There’s nothing childish about the spoons, they can sound beautiful in the right hands. Yes, there’s the clacking that pounds out a beat. In unskilled hands, this is the extent of the technique. But in my hands, I perform more than the melody.

I create the most beautiful bell-like chimes from even the oldest pair of spoons. I play syncopation to a regular beat, and at the right moments in any song I can make a waterfall of the open fingers on one hand and coax the most beautiful trill to accentuate dramatic pauses in the music.

I’d be humiliated to just stand here and play for all these people. It would be painful to see them watching me. I imagine I’d die of embarrassment. But it’s almost easy to play as I keep my back to the crowd and watch my male.

My beloved mate is in his element, as he dances and sings. And when he glances over at me standing in front of the assembly, I can see his face fill with pride.

He smiles at me, gifting me with all the love in his heart, and I smile back. “Ditto,” I say, although I’m certain he can’t hear me. “Ditto to all the love you’ve given me since the first moment you reached your hand out to me in that horrible cell.”

I flinched from him then, fearing him so much I decided I’d rather die than allow him to touch me. I did him wrong in that moment, and I’ve done him wrong a thousand times since then, even though I love him with all my heart.

I renew my vow to make this up to him. I’m going to fix myself so I can be a better person for him.

As this melody comes to a close, Dhoom steps forward once more. “Now we invite all you females to join us. As you can see, those of you who are unmated don’t need a partner. We’ve all been slaves. This biryang is to celebrate freedom. Naomi? If you would join me?”

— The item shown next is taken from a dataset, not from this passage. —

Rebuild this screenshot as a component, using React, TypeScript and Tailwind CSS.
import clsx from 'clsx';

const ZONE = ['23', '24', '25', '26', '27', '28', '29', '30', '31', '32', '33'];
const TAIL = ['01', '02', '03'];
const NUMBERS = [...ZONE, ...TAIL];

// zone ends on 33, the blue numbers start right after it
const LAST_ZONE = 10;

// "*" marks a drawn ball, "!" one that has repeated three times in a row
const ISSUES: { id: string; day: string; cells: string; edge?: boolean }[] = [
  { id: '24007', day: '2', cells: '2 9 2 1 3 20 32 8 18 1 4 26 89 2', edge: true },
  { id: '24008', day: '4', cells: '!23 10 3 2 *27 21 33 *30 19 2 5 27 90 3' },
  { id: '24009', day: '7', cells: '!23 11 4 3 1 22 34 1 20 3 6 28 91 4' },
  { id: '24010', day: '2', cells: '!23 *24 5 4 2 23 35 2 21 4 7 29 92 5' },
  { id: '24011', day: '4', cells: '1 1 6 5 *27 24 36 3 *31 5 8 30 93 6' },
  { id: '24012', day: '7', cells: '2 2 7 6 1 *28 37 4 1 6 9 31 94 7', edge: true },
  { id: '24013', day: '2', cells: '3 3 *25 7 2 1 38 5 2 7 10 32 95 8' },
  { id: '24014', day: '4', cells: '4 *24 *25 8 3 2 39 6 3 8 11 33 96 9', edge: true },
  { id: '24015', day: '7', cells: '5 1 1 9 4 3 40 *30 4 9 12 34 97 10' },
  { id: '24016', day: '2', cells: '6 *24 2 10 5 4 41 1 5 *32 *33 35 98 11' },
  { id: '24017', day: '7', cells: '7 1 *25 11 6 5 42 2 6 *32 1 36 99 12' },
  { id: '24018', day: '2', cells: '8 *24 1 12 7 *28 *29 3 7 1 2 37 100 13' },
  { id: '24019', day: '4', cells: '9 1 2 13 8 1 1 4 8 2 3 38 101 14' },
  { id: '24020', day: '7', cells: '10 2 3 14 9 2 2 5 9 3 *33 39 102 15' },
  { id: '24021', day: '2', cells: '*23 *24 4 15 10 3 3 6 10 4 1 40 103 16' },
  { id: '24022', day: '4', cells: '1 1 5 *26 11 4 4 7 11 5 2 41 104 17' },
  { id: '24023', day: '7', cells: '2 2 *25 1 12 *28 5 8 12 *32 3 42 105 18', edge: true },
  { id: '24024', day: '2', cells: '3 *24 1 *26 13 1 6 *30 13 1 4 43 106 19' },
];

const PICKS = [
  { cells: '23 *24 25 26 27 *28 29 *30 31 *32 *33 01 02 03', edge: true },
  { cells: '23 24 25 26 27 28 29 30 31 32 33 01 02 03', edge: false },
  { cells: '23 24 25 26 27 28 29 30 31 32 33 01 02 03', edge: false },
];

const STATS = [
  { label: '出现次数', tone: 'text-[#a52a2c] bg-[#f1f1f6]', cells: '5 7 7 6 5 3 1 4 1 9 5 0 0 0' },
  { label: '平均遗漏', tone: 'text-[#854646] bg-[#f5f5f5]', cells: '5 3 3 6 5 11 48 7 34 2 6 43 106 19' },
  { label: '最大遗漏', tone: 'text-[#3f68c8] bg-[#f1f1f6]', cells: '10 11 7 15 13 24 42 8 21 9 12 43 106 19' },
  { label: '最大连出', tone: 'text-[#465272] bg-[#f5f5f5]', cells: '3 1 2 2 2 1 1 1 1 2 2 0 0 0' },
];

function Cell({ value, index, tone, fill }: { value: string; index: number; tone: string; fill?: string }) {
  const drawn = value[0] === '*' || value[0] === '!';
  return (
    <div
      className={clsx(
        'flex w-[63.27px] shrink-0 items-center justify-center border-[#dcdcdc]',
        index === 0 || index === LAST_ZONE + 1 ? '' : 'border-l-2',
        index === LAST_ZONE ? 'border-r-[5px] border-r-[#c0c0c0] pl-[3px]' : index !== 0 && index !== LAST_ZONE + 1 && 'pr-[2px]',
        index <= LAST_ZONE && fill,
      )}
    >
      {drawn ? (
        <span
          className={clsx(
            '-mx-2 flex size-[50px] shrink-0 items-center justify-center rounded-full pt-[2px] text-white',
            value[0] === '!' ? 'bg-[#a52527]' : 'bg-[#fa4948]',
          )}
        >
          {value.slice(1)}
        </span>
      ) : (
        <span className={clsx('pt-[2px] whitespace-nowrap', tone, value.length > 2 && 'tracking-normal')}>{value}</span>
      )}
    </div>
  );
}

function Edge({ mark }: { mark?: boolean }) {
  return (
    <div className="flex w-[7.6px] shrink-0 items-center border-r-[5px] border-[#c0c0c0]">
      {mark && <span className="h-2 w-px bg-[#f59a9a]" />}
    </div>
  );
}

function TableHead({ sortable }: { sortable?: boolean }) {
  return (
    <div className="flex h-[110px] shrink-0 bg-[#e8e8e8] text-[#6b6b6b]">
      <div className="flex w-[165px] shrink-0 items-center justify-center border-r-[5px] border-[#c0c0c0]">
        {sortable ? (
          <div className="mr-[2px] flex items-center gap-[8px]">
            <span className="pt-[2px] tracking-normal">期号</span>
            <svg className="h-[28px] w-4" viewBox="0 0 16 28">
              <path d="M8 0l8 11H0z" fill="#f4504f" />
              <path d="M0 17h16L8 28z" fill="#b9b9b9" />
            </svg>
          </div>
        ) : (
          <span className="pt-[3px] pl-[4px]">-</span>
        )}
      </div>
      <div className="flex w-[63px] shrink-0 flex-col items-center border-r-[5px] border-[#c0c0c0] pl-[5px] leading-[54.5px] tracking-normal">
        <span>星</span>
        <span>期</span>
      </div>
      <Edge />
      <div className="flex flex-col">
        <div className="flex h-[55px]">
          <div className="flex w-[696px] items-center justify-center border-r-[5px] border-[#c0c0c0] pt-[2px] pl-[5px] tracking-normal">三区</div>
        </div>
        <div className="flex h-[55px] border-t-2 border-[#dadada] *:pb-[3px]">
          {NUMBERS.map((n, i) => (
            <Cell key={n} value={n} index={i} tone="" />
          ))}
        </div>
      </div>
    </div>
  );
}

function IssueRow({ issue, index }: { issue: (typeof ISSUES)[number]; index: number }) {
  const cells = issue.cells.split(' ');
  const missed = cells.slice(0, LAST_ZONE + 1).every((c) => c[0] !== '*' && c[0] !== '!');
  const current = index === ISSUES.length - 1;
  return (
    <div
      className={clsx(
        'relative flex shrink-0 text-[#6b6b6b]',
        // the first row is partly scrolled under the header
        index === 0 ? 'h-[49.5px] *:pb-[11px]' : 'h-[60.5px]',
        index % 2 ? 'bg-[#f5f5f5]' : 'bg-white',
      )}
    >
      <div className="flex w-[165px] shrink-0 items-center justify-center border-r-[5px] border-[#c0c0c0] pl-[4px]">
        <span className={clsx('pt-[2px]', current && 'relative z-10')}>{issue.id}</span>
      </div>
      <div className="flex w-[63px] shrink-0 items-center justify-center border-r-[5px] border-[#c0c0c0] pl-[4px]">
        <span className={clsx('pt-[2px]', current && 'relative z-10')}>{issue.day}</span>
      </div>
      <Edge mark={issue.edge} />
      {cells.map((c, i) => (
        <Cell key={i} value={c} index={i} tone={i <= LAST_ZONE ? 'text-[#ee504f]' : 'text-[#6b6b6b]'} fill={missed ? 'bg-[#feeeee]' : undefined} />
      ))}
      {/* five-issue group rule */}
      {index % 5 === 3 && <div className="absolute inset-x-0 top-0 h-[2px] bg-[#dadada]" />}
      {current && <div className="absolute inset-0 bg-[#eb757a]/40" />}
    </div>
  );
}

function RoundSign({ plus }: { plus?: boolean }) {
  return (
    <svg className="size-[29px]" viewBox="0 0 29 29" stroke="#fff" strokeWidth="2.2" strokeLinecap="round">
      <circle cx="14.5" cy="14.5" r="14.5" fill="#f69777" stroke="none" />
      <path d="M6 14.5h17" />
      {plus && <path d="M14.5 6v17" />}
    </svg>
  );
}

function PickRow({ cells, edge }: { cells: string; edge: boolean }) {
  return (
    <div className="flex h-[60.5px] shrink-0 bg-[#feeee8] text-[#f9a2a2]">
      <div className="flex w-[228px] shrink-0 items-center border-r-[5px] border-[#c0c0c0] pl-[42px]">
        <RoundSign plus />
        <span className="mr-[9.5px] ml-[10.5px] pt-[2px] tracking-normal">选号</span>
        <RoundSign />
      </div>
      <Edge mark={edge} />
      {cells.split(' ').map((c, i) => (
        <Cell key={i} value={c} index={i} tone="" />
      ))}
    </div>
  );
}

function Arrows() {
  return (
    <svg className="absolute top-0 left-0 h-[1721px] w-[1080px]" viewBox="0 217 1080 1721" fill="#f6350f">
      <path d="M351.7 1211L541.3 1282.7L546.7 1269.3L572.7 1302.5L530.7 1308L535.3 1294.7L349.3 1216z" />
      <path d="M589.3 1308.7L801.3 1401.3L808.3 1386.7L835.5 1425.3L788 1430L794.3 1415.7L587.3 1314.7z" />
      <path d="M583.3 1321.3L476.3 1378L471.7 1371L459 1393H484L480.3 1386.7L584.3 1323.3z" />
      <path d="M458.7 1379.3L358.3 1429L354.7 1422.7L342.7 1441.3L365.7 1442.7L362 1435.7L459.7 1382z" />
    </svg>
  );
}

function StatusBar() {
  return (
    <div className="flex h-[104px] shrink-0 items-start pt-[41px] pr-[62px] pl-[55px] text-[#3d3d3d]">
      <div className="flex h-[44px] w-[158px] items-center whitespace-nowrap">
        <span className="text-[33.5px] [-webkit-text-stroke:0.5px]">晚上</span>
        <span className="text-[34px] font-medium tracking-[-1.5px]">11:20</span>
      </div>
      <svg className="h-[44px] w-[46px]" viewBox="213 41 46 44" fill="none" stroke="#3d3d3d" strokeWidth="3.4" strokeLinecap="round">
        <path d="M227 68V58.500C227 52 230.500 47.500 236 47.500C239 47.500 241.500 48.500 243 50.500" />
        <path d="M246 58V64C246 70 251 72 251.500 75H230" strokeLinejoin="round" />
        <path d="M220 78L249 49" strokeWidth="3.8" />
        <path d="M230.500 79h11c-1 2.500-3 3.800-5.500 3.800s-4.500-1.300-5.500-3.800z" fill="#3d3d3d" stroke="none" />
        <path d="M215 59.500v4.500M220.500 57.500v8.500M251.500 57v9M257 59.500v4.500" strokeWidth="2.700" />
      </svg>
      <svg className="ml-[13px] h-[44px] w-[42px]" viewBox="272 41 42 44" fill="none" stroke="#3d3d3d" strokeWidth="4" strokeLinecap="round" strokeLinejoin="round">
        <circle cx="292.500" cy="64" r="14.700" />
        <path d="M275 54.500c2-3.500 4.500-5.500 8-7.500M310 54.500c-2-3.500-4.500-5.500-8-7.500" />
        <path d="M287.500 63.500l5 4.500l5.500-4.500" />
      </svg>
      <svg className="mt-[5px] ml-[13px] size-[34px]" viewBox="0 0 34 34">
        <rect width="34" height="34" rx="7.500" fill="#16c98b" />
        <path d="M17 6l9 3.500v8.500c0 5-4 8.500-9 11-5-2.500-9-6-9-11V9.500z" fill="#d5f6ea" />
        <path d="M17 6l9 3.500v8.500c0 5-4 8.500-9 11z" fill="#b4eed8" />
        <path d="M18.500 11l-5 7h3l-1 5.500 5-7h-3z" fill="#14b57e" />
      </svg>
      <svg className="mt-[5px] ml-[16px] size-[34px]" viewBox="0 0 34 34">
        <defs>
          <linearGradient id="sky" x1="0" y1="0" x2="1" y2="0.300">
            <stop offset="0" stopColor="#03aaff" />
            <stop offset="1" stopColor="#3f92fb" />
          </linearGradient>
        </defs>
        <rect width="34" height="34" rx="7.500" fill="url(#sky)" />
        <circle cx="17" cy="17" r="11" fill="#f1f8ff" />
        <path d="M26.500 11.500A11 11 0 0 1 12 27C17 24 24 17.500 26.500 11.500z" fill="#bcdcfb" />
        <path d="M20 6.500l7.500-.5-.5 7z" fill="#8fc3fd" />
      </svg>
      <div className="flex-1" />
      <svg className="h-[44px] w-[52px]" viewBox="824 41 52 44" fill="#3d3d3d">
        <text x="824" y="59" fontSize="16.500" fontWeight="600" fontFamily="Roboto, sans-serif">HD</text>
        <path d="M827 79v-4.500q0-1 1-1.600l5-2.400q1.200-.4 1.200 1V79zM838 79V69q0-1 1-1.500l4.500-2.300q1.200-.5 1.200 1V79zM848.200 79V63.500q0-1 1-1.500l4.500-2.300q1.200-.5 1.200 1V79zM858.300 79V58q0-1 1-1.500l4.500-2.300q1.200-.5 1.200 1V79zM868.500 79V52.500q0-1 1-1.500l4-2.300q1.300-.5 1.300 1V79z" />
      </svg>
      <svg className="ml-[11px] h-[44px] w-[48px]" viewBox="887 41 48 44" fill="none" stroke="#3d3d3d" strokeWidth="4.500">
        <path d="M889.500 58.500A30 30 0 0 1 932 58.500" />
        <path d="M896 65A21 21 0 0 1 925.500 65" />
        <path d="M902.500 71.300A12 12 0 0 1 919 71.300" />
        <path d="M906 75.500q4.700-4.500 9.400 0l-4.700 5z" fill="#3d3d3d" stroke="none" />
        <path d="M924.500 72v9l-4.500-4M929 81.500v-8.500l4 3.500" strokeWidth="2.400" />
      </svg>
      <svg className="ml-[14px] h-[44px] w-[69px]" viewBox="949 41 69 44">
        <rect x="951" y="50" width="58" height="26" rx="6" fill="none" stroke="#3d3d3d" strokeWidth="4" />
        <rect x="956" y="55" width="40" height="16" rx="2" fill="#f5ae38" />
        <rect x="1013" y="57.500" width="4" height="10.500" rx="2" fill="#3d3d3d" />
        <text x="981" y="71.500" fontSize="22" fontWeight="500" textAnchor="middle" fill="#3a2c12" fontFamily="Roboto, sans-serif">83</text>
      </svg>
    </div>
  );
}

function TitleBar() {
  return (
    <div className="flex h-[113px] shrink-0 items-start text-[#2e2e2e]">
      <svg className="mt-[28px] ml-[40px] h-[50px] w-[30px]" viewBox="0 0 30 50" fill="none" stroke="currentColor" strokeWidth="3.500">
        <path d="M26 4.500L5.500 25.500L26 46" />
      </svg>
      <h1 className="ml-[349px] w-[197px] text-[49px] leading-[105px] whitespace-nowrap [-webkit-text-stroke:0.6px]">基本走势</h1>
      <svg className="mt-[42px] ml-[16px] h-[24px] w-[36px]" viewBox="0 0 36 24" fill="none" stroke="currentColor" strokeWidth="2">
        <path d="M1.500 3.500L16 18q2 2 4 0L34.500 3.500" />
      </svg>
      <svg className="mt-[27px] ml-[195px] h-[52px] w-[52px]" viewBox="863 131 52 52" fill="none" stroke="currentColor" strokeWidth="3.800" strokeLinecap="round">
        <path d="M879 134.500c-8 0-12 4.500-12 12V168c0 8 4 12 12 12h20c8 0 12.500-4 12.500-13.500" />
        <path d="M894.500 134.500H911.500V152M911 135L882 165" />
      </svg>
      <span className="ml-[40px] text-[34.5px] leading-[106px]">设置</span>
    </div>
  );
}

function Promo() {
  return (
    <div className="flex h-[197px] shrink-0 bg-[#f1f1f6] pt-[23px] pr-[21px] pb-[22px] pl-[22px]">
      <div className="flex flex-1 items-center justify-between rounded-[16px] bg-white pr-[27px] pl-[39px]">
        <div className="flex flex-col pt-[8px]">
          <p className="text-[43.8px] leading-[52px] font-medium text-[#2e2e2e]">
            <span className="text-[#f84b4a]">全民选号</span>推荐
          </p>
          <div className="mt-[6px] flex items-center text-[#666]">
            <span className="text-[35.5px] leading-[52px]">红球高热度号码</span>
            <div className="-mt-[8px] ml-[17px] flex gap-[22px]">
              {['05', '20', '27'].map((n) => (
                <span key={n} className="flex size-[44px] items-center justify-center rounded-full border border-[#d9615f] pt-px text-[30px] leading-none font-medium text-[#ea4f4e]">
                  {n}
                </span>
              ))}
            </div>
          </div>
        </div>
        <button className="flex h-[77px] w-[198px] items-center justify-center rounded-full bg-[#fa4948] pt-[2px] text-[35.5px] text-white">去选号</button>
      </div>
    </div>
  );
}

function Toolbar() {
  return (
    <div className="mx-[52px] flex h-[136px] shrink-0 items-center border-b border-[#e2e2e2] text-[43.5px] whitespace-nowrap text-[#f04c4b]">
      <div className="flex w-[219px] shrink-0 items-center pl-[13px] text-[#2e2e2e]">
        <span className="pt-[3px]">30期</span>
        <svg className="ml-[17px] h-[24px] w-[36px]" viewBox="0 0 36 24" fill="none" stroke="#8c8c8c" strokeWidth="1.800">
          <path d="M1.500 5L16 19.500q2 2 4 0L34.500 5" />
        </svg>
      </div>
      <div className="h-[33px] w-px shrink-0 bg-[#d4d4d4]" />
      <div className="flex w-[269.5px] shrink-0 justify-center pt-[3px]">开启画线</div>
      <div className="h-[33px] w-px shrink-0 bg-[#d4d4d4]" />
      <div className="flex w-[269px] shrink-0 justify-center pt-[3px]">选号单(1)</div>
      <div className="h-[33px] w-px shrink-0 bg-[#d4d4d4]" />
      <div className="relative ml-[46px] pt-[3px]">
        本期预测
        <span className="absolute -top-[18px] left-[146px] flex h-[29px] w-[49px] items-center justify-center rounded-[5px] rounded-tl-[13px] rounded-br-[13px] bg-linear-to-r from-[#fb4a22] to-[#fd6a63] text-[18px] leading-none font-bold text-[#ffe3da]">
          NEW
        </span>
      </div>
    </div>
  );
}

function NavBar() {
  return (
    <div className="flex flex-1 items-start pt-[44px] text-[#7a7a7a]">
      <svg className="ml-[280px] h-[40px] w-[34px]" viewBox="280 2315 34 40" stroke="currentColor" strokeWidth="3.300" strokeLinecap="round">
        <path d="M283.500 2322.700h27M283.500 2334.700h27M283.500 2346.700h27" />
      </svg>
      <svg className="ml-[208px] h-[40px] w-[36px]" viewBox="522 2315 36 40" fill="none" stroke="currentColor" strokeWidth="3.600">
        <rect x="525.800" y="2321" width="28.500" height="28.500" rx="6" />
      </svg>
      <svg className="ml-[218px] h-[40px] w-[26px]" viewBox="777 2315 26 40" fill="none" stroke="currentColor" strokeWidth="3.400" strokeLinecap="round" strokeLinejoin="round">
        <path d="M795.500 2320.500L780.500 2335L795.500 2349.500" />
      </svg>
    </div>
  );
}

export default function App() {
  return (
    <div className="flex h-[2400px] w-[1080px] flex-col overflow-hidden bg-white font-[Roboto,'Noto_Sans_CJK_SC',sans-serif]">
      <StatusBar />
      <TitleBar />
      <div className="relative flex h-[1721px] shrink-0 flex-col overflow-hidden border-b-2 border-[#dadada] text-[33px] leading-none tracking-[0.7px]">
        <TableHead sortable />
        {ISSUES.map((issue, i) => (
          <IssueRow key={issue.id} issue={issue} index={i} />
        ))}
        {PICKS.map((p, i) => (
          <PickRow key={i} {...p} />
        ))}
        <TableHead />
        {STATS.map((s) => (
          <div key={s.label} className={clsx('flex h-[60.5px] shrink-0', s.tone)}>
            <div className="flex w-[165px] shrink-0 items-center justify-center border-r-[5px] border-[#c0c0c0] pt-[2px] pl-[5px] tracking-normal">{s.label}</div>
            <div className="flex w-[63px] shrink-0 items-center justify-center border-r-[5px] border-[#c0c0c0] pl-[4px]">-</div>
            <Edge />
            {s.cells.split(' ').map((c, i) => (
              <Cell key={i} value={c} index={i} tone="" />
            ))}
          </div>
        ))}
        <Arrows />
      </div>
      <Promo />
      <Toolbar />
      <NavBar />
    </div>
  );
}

He reaches out his hand to her and her normally pinched, composed face shows utter shock. The gossip from Fairea that floated to my ears aboard the Fool’s Errand intimated these two fought nonstop. Perhaps this is his attempt to offer an olive branch of forgiveness. Naomi rises from her seat. She doesn’t take his hand, but gives him a small smile as she joins him in the circle the males have been trampling all evening.

I toss my spoons to the ground and am about to join Steele when So’Lan gently catches my arm, pulls me close, and whispers through what I assume are damaged vocal chords, “You played those so beautifully. I’ve never heard anything like it in all the ludi I’ve lived in. You can make music with me anytime.”

“Th-thank you.”

I feel honored he would reach out to me like this. Although we’ve never exchanged a word, I’ve always felt an affinity for him. Perhaps he had it the hardest of any of us.

I hurry to Steele and make no complaint when he pulls me close and kisses me right on the mouth in front of everyone. That barrier was crossed today in the arena. I never have to feel embarrassed about kissing my mate again, no matter where we are.

This is the most exuberant song of the evening. We all dance around the fire, sometimes jumping, sometimes crouching low. The song tells the tale of freedom that their fallen comrades could only taste in death. The refrain is so poignant as we sing, “Free, free, free, we will never be in chains again. Free, free, free we will bow to no master.”

If anyone had asked me 48 hours ago if I could kiss my mate in public, or play my spoons, or jump and dance with abandon, I would have not only told them no, but I would have said they were crazy.

But here I am, singing and dancing and whooping and jumping and for good measure, when the final note has faded in the air, I throw myself into my mate’s arms and kiss his lips with all the love exploding in my heart.